The show has some stunning moments. The intimate tenderness of a family is subtly drawn, and the play’s last act captures much of the play’s wistfulness, if not always its transcendent mysticism. But it also shows the uncompromising and idiosyncratic imprint of its director. Anismov has insisted on the inclusion of a series of blinds set up between the audience and the actors. “When the audience and the actors are this close to each other, it is very important to have something to separate them, sometimes fabric, sometimes metal—or, in this case, blinds. We have 15 years of experience to show us that this is necessary.”

Necessary, perhaps, but this reviewer found the use of these modern and unattractive screens both irritating and heavy-handed, a constant distraction from the work of the actors.

Similarly, the long running time (the private performance I saw ran over four hours, including intermissions) is justified by what Anismov calls “simple fact.” “Every Chekhov play is its own symphony, and the length of every note is defined by its composer. We have studied this length, and we have come to the conclusion that the correct running time is three hours and five minutes. If we try to make it shorter, we would cut off the important notes of Chekhov.” Yet Louis Malle’s masterful film Vanya on 42nd Street, a filmed version of Andre Gregory’s staged workshop, runs just under two hours. While it’s never entirely fair to equate film to theater performances, Anismov’s production often feels sluggish and occasionally indulgent by comparison.

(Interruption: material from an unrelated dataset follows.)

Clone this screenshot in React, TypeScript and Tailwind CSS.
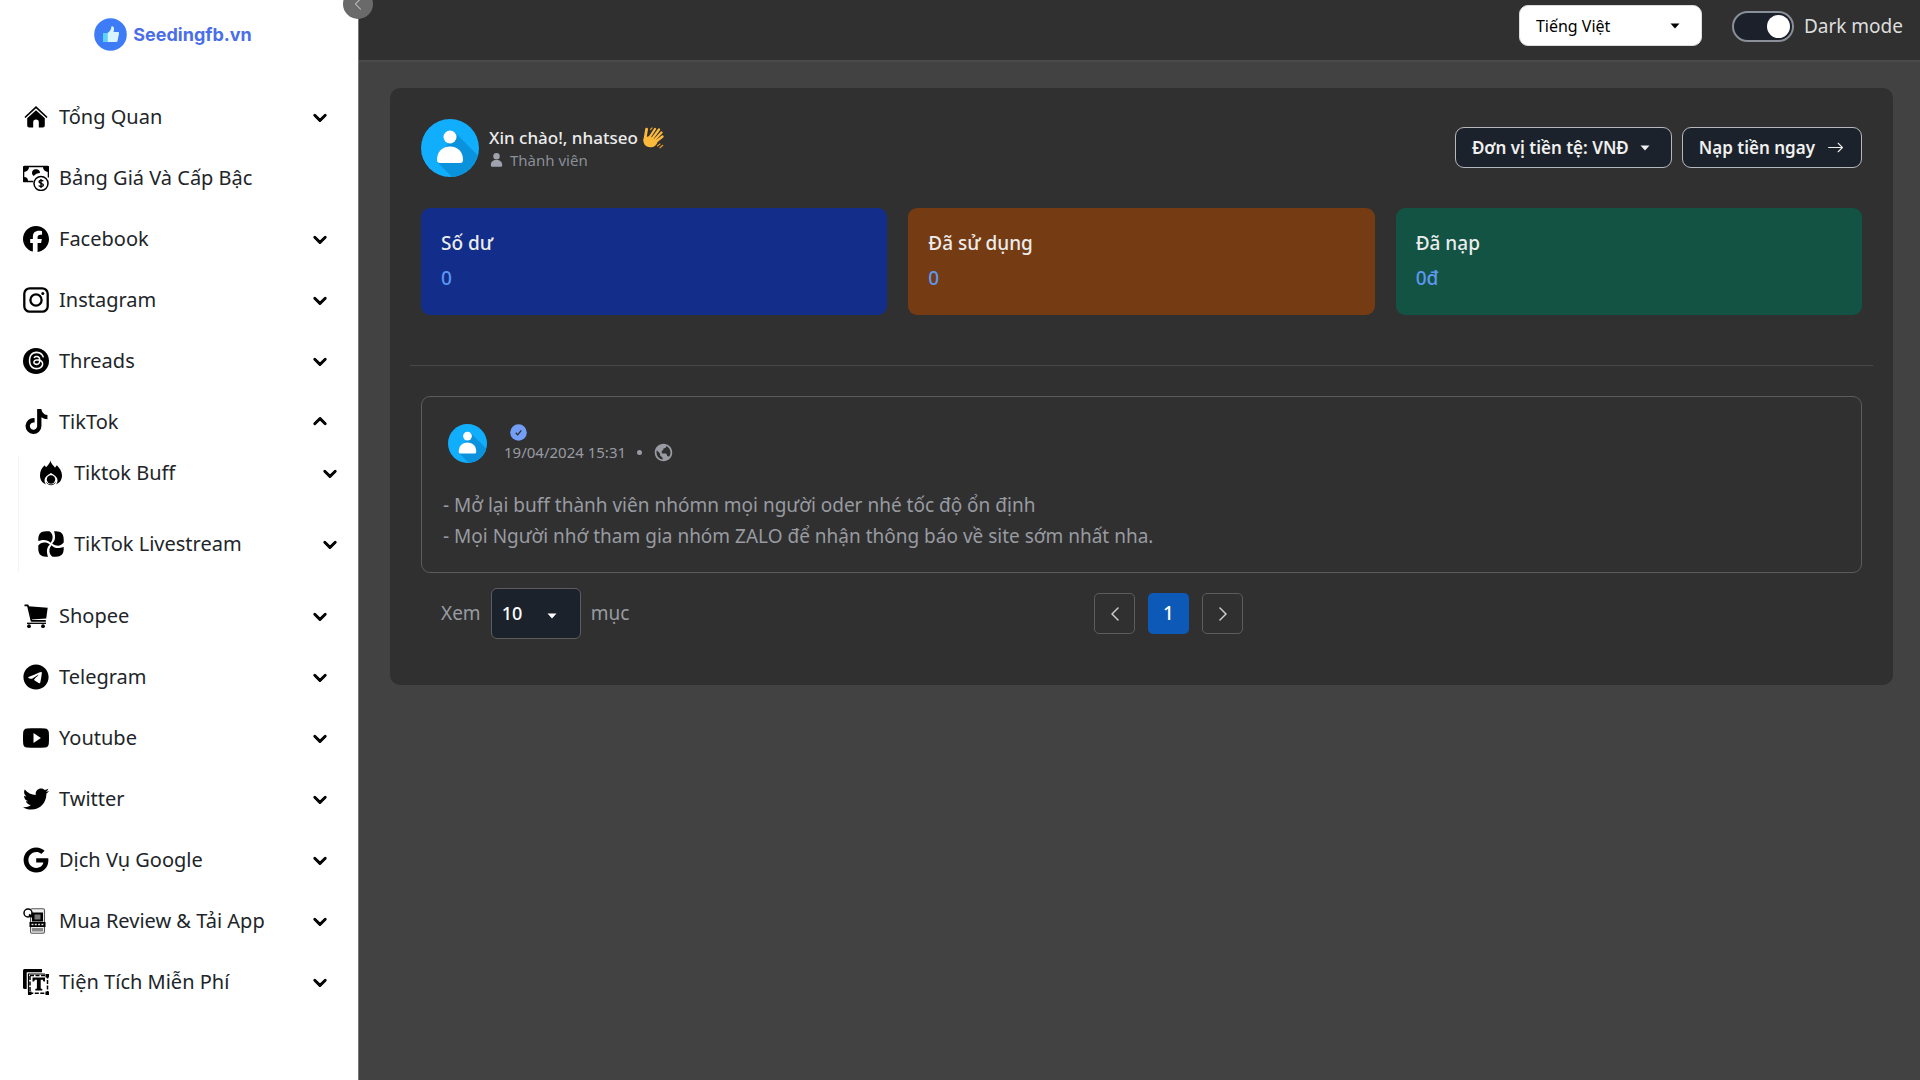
import type { ReactNode } from 'react'
import {
  FaChevronDown,
  FaFacebook,
  FaGoogle,
  FaTelegram,
  FaThreads,
  FaTiktok,
  FaTwitter,
} from 'react-icons/fa6'
import { IoLogoYoutube } from 'react-icons/io5'
import { BsArrowRight, BsChevronLeft, BsChevronRight } from 'react-icons/bs'
import { BiWorld } from 'react-icons/bi'

interface MenuItem {
  label: string
  icon: ReactNode
  expandable?: boolean
  children?: MenuItem[]
}

const iconProps = { width: 26, height: 26, viewBox: '0 0 26 26', 'aria-hidden': true }

function HomeIcon() {
  return (
    <svg {...iconProps}>
      <path d="M2.5 13 13 3.2 23.5 13" fill="none" stroke="#000" strokeWidth="1.7" strokeLinecap="round" />
      <path d="M13 6.2 4.2 14.2V21.5a2 2 0 0 0 2 2h4v-5.300a2.800 2.800 0 0 1 5.600 0v5.300h4a2 2 0 0 0 2-2v-7.300z" />
    </svg>
  )
}

function PriceIcon() {
  return (
    <svg {...iconProps}>
      <path d="M10 16.500H1.500a1 1 0 0 1-1-1v-13a1 1 0 0 1 1-1h23a1 1 0 0 1 1 1v10" fill="none" stroke="#000" strokeWidth="1.600" />
      <path d="M1 2h5a5 5 0 0 1-5 5zM25 2h-5a5 5 0 0 0 5 5zM1 16h4a4 4 0 0 0-4-4z" />
      <path d="M9 8.500a4 4 0 0 1 8-.5c-2.500 0-4.800 1-6.200 3A4 4 0 0 1 9 8.500z" />
      <circle cx="18" cy="18.500" r="7" fill="#fff" stroke="#000" strokeWidth="1.500" />
      <path d="M20.300 16.200c-.5-1-4.300-1.500-4.300.6 0 2 4.400 1.200 4.400 3.200s-4 1.800-4.700.5M18 14v9" fill="none" stroke="#000" strokeWidth="1.400" />
    </svg>
  )
}

function InstagramIcon() {
  return (
    <svg {...iconProps} fill="none" stroke="#000" strokeWidth="2.300">
      <rect x="1.300" y="1.300" width="23.400" height="23.400" rx="5.500" />
      <circle cx="13" cy="13" r="5.600" />
      <circle cx="19.800" cy="6.500" r="1.500" fill="#000" stroke="none" />
    </svg>
  )
}

function ThreadsIcon() {
  return (
    <span className="flex size-[26px] items-center justify-center rounded-full bg-black">
      <FaThreads size={19} color="#fff" />
    </span>
  )
}

function FlameIcon() {
  return (
    <svg {...iconProps}>
      <path d="M12.500.5c.5 3.500 3 4.500 4.500 7.200l1.800-2.400C21.500 8 24 11.500 24 15.500c0 4.500-2.500 7.500-6 9 1-1.200 1.500-2.700 1.500-4.200 0-2.800-2.300-4.800-6.500-7.300-4.200 2.500-6.500 4.500-6.500 7.300 0 1.500.5 3 1.500 4.200-3.500-1.500-6-4.500-6-9 0-4 1.500-7.500 4.700-10.200l1.300 2C9.500 5.500 12 3.500 12.500.5z" />
      <circle cx="13" cy="19.500" r="4.200" />
      <path d="M8.500 22.500a5.500 5.500 0 0 0 9 0" fill="none" stroke="#000" strokeWidth=".8" />
    </svg>
  )
}

function PinwheelIcon() {
  return (
    <svg {...iconProps}>
      {[0, 90, 180, 270].map((angle) => (
        <path
          key={angle}
          transform={`rotate(${angle} 13 13)`}
          d="M.3 10V8C.3 3 3 .3 8 .3h3.500c2.500 1.700 3.500 4.500 3 7.200-.3 1.800-1 3.200-2 4.300C10.500 9.500 7.500 8.600 4.500 9 3 9.200 1.500 9.500.3 10z"
        />
      ))}
    </svg>
  )
}

function CartIcon() {
  return (
    <svg {...iconProps}>
      <path d="M1.500 2.300h3.300l3.700 15.500h14.300" fill="none" stroke="#000" strokeWidth="1.700" strokeLinejoin="round" />
      <path d="M5.500 3.200l19.200 1.500-1.500 10.800L8.500 16.500z" />
      <path d="M4 20.300h19" stroke="#000" strokeWidth="1.300" />
      <circle cx="6" cy="23.200" r="1.900" />
      <circle cx="20" cy="23.200" r="1.900" />
    </svg>
  )
}

function AppReviewIcon() {
  return (
    <svg {...iconProps}>
      <rect x="7.500" y=".8" width="14" height="24.500" rx="1.500" fill="#eee" stroke="#555" strokeWidth="1.100" />
      <path d="M9 4.500h11v9H9z" />
      <path d="M11.500 6.500h6v5h-6z" fill="#777" />
      <path d="M6.500 14h16v5h-16z" />
      <path d="M8.500 16.500h12" stroke="#ddd" strokeWidth="1.500" strokeDasharray="2 1.300" />
      <path d="M9 20h11v3.500H9z" fill="#888" />
      <circle cx="5" cy="5" r="4" fill="#fff" stroke="#000" strokeWidth="1.500" />
      <path d="M6 6.500 9 9" stroke="#000" strokeWidth="2" />
    </svg>
  )
}

function TextToolIcon() {
  return (
    <svg {...iconProps}>
      <path d="M0 1.500A1.500 1.500 0 0 1 1.500 0H19v3.300H3.700V20H1.500A1.500 1.500 0 0 1 0 18.500z" />
      <path d="M5.500 24V5H22" fill="none" stroke="#000" strokeWidth="1.200" />
      <rect x="7" y="6.500" width="17.500" height="17.800" fill="none" stroke="#000" strokeWidth="1.500" strokeDasharray="4 1.500" />
      <path d="M9.500 8.500h12.500v4h-1.500l-.8-1.700h-2v8.700l1.600.6v1.300h-7v-1.300l1.600-.6v-8.700h-2l-.8 1.700H9.500z" />
      <path d="M5 22.500h3.500V26H5zM22.500 22.500H26V26h-3.500zM22.500 5H26v3.500h-3.500z" />
    </svg>
  )
}

const menu: MenuItem[] = [
  { label: 'Tổng Quan', icon: <HomeIcon />, expandable: true },
  { label: 'Bảng Giá Và Cấp Bậc', icon: <PriceIcon /> },
  { label: 'Facebook', icon: <FaFacebook size={26} />, expandable: true },
  { label: 'Instagram', icon: <InstagramIcon />, expandable: true },
  { label: 'Threads', icon: <ThreadsIcon />, expandable: true },
  {
    label: 'TikTok',
    icon: <FaTiktok size={25} />,
    expandable: true,
    children: [
      { label: 'Tiktok Buff', icon: <FlameIcon />, expandable: true },
      { label: 'TikTok Livestream', icon: <PinwheelIcon />, expandable: true },
    ],
  },
  { label: 'Shopee', icon: <CartIcon />, expandable: true },
  { label: 'Telegram', icon: <FaTelegram size={26} />, expandable: true },
  { label: 'Youtube', icon: <IoLogoYoutube size={26} />, expandable: true },
  { label: 'Twitter', icon: <FaTwitter size={26} />, expandable: true },
  { label: 'Dịch Vụ Google', icon: <FaGoogle size={26} />, expandable: true },
  { label: 'Mua Review & Tải App', icon: <AppReviewIcon />, expandable: true },
  { label: 'Tiện Tích Miễn Phí', icon: <TextToolIcon />, expandable: true },
]

function MenuRow({ item }: { item: MenuItem }) {
  return (
    <a href="#" className="flex h-[35px] items-center gap-[10px] text-[20px]">
      <span className="flex size-[26px] shrink-0 items-center justify-center text-black">{item.icon}</span>
      <span className="grow whitespace-nowrap">{item.label}</span>
      {item.expandable && (
        <FaChevronDown
          size={14}
          strokeWidth={40}
          className={item.children ? 'rotate-180 overflow-visible text-black' : 'overflow-visible text-black'}
        />
      )}
    </a>
  )
}

function Sidebar() {
  return (
    <aside className="relative w-[359px] shrink-0 border-r border-[#777] bg-white text-[#212529]">
      <a href="#" className="flex h-[68px] items-center justify-center gap-[6px] pr-[12px] text-[#4a6ee8]">
        <svg width="33" height="33" viewBox="0 0 33 33" aria-hidden>
          <circle cx="16.500" cy="16.500" r="16.300" fill="#3d7bf7" />
          <path d="M9 15h4.500v9H9z" fill="#55d6f8" />
          <path d="M13.500 15c2.500-1.500 3.700-3.700 4-6.700 2.500-.2 3.200 2 2 5.700h4.500c1 0 1.300.8 1 1.700L23.500 23c-.3.800-.7 1-1.500 1h-8.500z" fill="#d8f4ff" />
        </svg>
        <span className="font-['Inter',sans-serif] text-[18px] font-bold">Seedingfb.vn</span>
      </a>
      <nav className="flex flex-col gap-[26px] pt-[31px] pr-[31px] pl-[23px]">
        {menu.map((item) => (
          <div key={item.label}>
            <MenuRow item={item} />
            {item.children && (
              <div className="mt-[16px] mr-[-10px] ml-[-5px] flex flex-col gap-[36px] border-l border-gray-100 pb-[11px] pl-[19px]">
                {item.children.map((child) => (
                  <MenuRow key={child.label} item={child} />
                ))}
              </div>
            )}
          </div>
        ))}
      </nav>
      <button
        aria-label="Thu gọn menu"
        className="absolute top-[-11px] right-[-15px] z-10 flex size-[30px] items-center justify-center rounded-full bg-[#6a6a6a] text-[#ccc]"
      >
        <BsChevronLeft size={14} />
      </button>
    </aside>
  )
}

function Caret() {
  return (
    <svg width="10" height="6" viewBox="0 0 10 6" fill="currentColor" className="pointer-events-none" aria-hidden>
      <path d="M.5.500h9L5 5.500z" />
    </svg>
  )
}

function Header() {
  return (
    <header className="flex h-[62px] items-start justify-end gap-[30px] border-b-2 border-[#4a4a4a] bg-[#303030] pt-[5px] pr-[17px]">
      <div className="relative text-black">
        <select
          aria-label="Ngôn ngữ"
          className="h-[41px] w-[183px] appearance-none rounded-[9px] border border-[#ddd] bg-white pl-[16px] text-base"
        >
          <option>Tiếng Việt</option>
        </select>
        <span className="pointer-events-none absolute top-[18px] right-[22px]">
          <Caret />
        </span>
      </div>
      <label className="flex h-[42px] items-center gap-[10px] text-[19px] text-[#dedede]">
        <input type="checkbox" role="switch" defaultChecked className="peer sr-only" />
        <span className="flex h-[31px] w-[62px] items-center justify-end rounded-full border-2 border-[#8a8f98] bg-[#1b202b] pr-[2px]">
          <span className="size-[23px] rounded-full bg-white" />
        </span>
        Dark mode
      </label>
    </header>
  )
}

function Avatar({ className }: { className: string }) {
  return (
    <svg viewBox="0 0 58 58" className={className} aria-hidden>
      <defs>
        <clipPath id="avatar-clip">
          <circle cx="29" cy="29" r="29" />
        </clipPath>
      </defs>
      <g clipPath="url(#avatar-clip)">
        <path d="M0 0h58v58H0z" fill="#12aefe" />
        <path d="M33.500 13 60 39.500V60H33L16.500 43.500z" fill="#0a93dc" />
        <circle cx="29" cy="18" r="6.500" fill="#fff" />
        <path d="M16 41c0-8 5-13.500 13-13.500S42 33 42 41c0 2-1 3-3 3H19c-2 0-3-1-3-3z" fill="#fff" />
      </g>
    </svg>
  )
}

function WaveIcon() {
  return (
    <svg width="22" height="22" viewBox="0 0 22 22" stroke="#fcb93c" strokeLinecap="round" aria-hidden>
      <path d="M3.500 9c1.500 1 2.500 1 4-.500l8 7c-1.500 3.500-4 5-7 4.700C3 19.800 1 16.500 1.500 12.500z" fill="#fcb93c" stroke="none" />
      <path d="M2.800 13 4.600 2.200" strokeWidth="2.800" />
      <path d="M7.500 10.500 13 2M10 12l7-9.500M12 13.500l7.500-8M13 15.500l7.500-6" strokeWidth="2.300" />
      <path d="M8.500 2.500 10 1M15.500 19l2.500-2M18 20.800l2.800-2.500" strokeWidth="1.200" stroke="#e09a2b" />
    </svg>
  )
}

const stats = [
  { label: 'Số dư', value: '0', color: 'bg-[#122e8a]' },
  { label: 'Đã sử dụng', value: '0', color: 'bg-[#753b13]' },
  { label: 'Đã nạp', value: '0đ', color: 'bg-[#135344]' },
]

function Profile() {
  return (
    <div className="flex items-start justify-between">
      <div className="flex items-center gap-[10px]">
        <Avatar className="size-[58px]" />
        <div>
          <div className="flex h-[24px] items-center gap-[4px] text-[17px] font-medium text-[#ececec]">
            Xin chào!, nhatseo <WaveIcon />
          </div>
          <div className="flex h-[21px] items-center gap-[7px] text-[15px] text-[#8b8f98]">
            <svg width="13" height="14" viewBox="0 0 13 14" fill="#a0a3ae" className="ml-[1px]" aria-hidden>
              <circle cx="6.500" cy="3.200" r="3.200" />
              <path d="M.8 12c0-3 2-5 5.700-5s5.700 2 5.700 5c0 1.300-.7 1.800-1.700 1.800h-8C1.500 13.800.8 13.300.8 12z" />
            </svg>
            Thành viên
          </div>
        </div>
      </div>
      <div className="flex gap-[10px] pt-[8px] text-[17px] font-semibold text-[#f0f0f0]">
        <button className="flex h-[41px] items-center gap-[11px] rounded-[9px] border border-[#b5b8bd] bg-[#1c222b] pr-[21px] pl-[16px]">
          Đơn vị tiền tệ: VNĐ <Caret />
        </button>
        <button className="flex h-[41px] items-center gap-[12px] rounded-[9px] border border-[#b5b8bd] bg-[#1c222b] pr-[17px] pl-[16px]">
          Nạp tiền ngay <BsArrowRight size={17} />
        </button>
      </div>
    </div>
  )
}

function Post() {
  return (
    <article className="mt-[30px] rounded-[9px] border border-[#5c5c5c] px-[21px] pt-[27px] pb-[20px] text-[#989ba1]">
      <div className="flex gap-[17px] pl-[5px]">
        <Avatar className="size-[39px]" />
        <div>
          <svg width="17" height="17" viewBox="0 0 17 17" className="ml-[6px]" aria-hidden>
            <circle cx="8.500" cy="8.500" r="8.300" fill="#739ef5" />
            <path d="m5.700 8.800 2 2 3.600-4.500" fill="none" stroke="#303030" strokeWidth="1.300" />
          </svg>
          <div className="flex h-[23px] items-center gap-[11px] text-[15px]">
            19/04/2024 15:31
            <span className="size-[5px] rounded-full bg-[#989ba1]" />
            <BiWorld size={21} />
          </div>
        </div>
      </div>
      <p className="mt-[26px] text-[19px] leading-[31px]">
        - Mở lại buff thành viên nhómn mọi người oder nhé tốc độ ổn định
        <br />- Mọi Người nhớ tham gia nhóm ZALO để nhận thông báo về site sớm nhất nha.
      </p>
    </article>
  )
}

function Pager() {
  return (
    <div className="mt-[15px] grid grid-cols-[653px_1fr] items-center pl-[20px] text-[19px] text-[#989ba1]">
      <label className="flex items-center gap-[10px]">
        Xem
        <span className="relative text-white">
          <select className="h-[51px] w-[90px] appearance-none rounded-[6px] border border-[#5c5c5c] bg-[#1c222b] pl-[10px] text-[18px] font-medium">
            <option>10</option>
          </select>
          <span className="pointer-events-none absolute top-[25px] right-[24px]">
            <Caret />
          </span>
        </span>
        mục
      </label>
      <nav aria-label="Phân trang" className="flex gap-[13px]">
        <button aria-label="Trang trước" className="flex size-[41px] items-center justify-center rounded-[5px] border border-[#5c5c5c] text-[#ddd]">
          <BsChevronLeft size={16} strokeWidth={0.5} />
        </button>
        <button className="size-[41px] rounded-[5px] bg-[#0c59b8] font-medium text-white">1</button>
        <button aria-label="Trang sau" className="flex size-[41px] items-center justify-center rounded-[5px] border border-[#5c5c5c] text-[#ddd]">
          <BsChevronRight size={16} strokeWidth={0.5} />
        </button>
      </nav>
    </div>
  )
}

export default function App() {
  return (
    <div className="flex min-h-screen overflow-hidden bg-[#424242] font-['Noto_Sans',sans-serif]">
      <Sidebar />
      <div className="min-w-0 grow">
        <Header />
        <main className="mt-[26px] mr-[27px] ml-[31px] rounded-[10px] bg-[#303030] px-[31px] pt-[31px] pb-[46px]">
          <Profile />
          <div className="mt-[31px] grid grid-cols-3 gap-[21px]">
            {stats.map((stat) => (
              <div key={stat.label} className={`h-[107px] rounded-[9px] px-[20px] pt-[17px] text-[19px] font-medium ${stat.color}`}>
                <div className="leading-[36px] text-[#ececec]">{stat.label}</div>
                <div className="leading-[34px] text-[#5e97f2]">{stat.value}</div>
              </div>
            ))}
          </div>
          <hr className="mx-[-11px] mt-[50px] border-[#484848]" />
          <Post />
          <Pager />
        </main>
      </div>
    </div>
  )
}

Future plans for the Arts Theater include collaborations with Russian and Japanese counterparts and eventually a production of Uncle Vanya featuring actors from all three companies speaking in their native languages to each other. Whether this Babel-ish experiment will thrill its audiences as much as the artists participating remains to be seen, but there’s no question that wherever this charismatic Russian director goes, there will be plenty of talented actors in his wake.